Increased volatility as a result of uncertainty about oil prices is something that should have active stock pickers gleeful.
“There are country, region and stock level opportunities,” said Tapan Datta, head of asset allocation at Aon Hewitt in London. However, there will be pitfalls.
Net oil importers in the emerging markets, such as Turkey, Indonesia and India, will benefit, said money managers, consulting and pension fund executives. But other developing markets will lose out.
“There are a number of countries around the world that are dependent on oil (exports) for political and economic stability: Russia, Venezuela, parts of Africa for example,” said Matthew Tillett, London-based portfolio manager at Allianz Global Investors. “Hits to the oil price could well have knock-on effects to other countries around the world. So it is something that we need to look at on a stock-specific basis.”
Investment in oil and oil-related companies will depend on an investor's view of how sustainable low prices are. Companies that explore for and produce oil, those that provide services to the industry and others where some aspect of business is related to oil — such as engineering, testing and measurement — are clearly at risk, said Mr. Tillett. AGI executives expect a combination of lower supply growth and continued demand growth to cause the price of oil to rise significantly from the current level over the next two to three years. “On this basis, there is an argument that some of those companies associated with oil will look quite attractive as investments given current share prices,” said Mr. Tillett.
For investors, it is also important to understand the relationships within the energy sector itself. “The drop in Brent crude oil has been about 10% worse than the drop in heating oil, and almost 20% worse than natural gas,” said Jodie Gunzberg, New York-based global head of commodities at S&P Dow Jones Indices. “Unleaded gasoline companies, as refined-product sellers, have some control of how much of the oil drop to pass to the consumer, making it potentially profitable for some period of time, creating an investment opportunity.”
And Tim Edwards, London-based director, index investment strategy at S&P Dow Jones Indices, said there are even less-specific opportunities. “I see and hear that this is not so much about stock picking, but asset classes, with multiasset dispersion ticking up (and) choices between countries, commodities and bonds, and emerging markets and developed markets equities.”
Over the next year, the key for portfolio managers will be tilting toward the winners and away from the losers. Among the winners will be “consumer discretionary stocks in the U.S. — asset classes where the consumer wins,” said Alastair Baker, London-based fund manager for multiasset investments at Schroders PLC. “The bill for companies importing oil will fall.”

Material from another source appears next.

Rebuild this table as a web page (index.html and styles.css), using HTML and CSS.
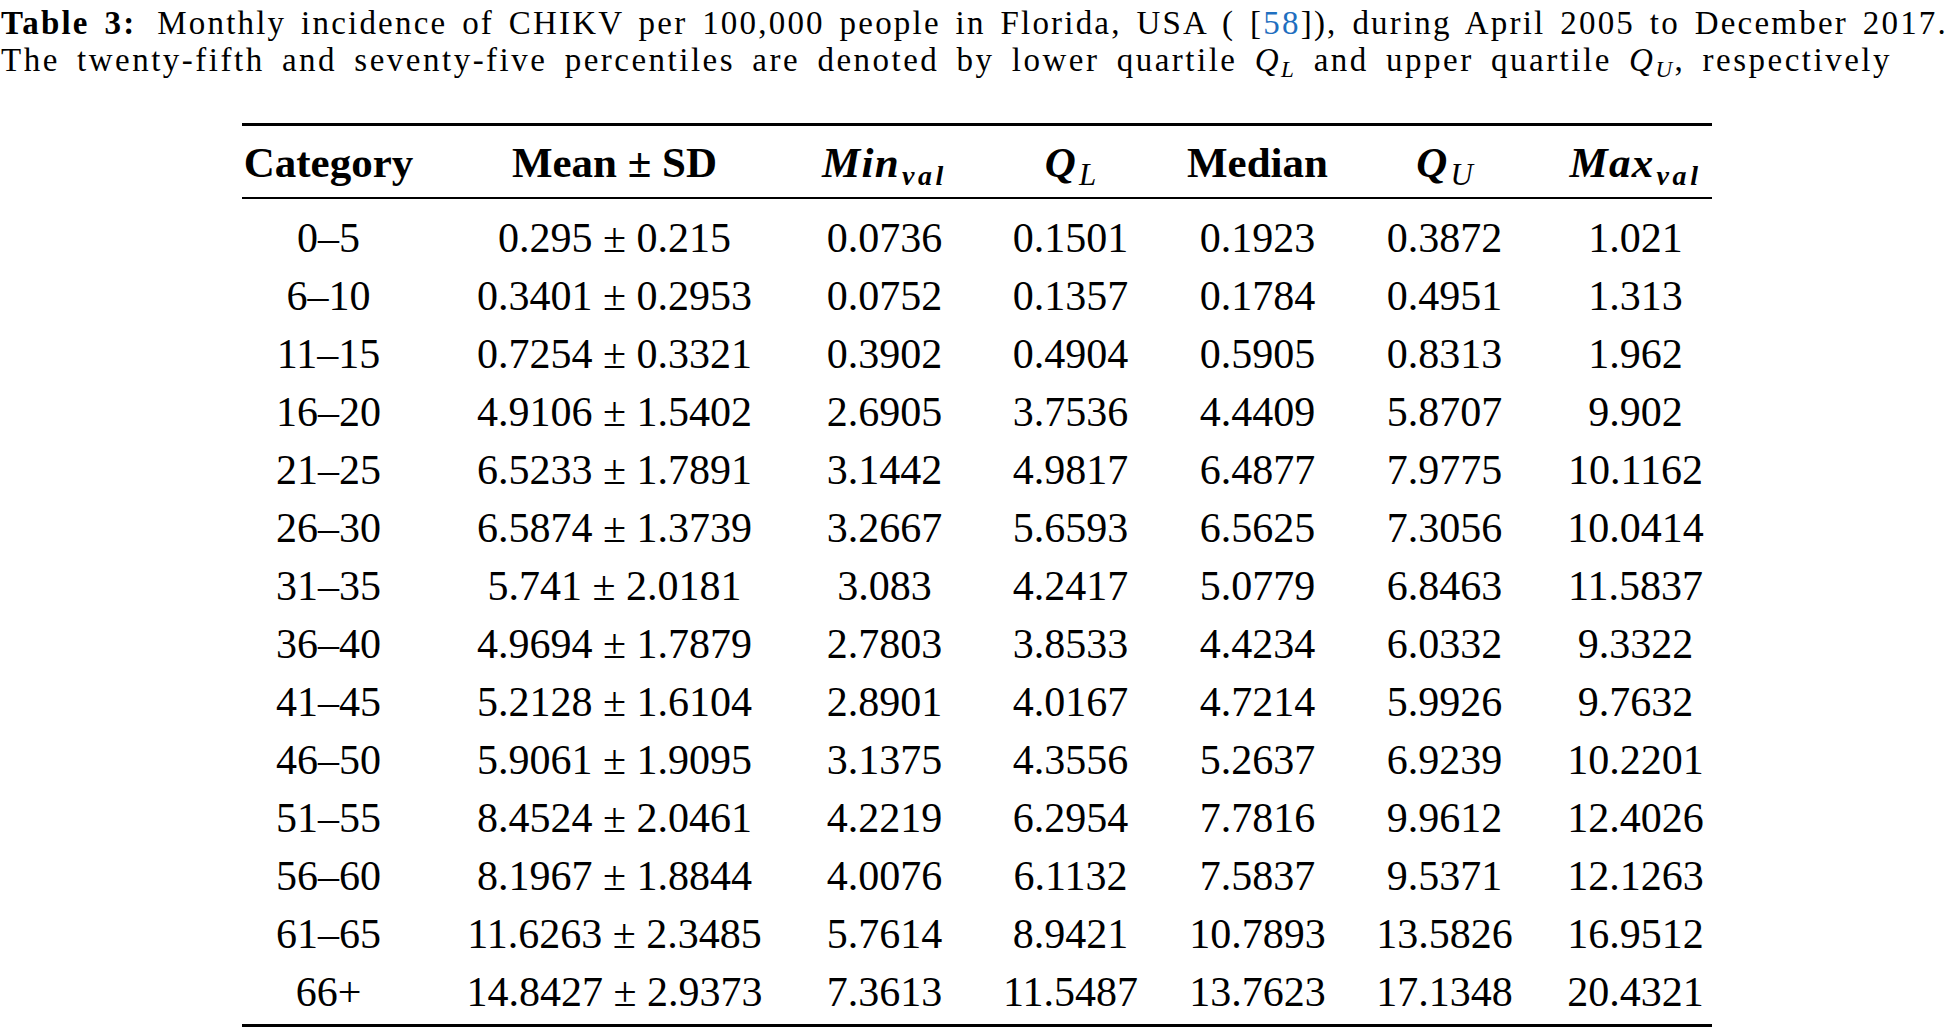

Infrastructure also was cited as a winning asset class due to the volatility in oil prices, and linked to that, alternative sources of energy, which “have been on the radar for some time, but many investors too often have viewed instruments of this type solely to meet environmental remits,” said Matt LeBlanc, New York-based chief investment officer of Organization for Economic Cooperation and Development infrastructure equity investments, at J.P. Morgan Asset Management. “Even with the current energy market volatility, investments in select clean energy operating facilities can generate consistent and growing investment yields when supported by long-term contracts with creditworthy counterparties.”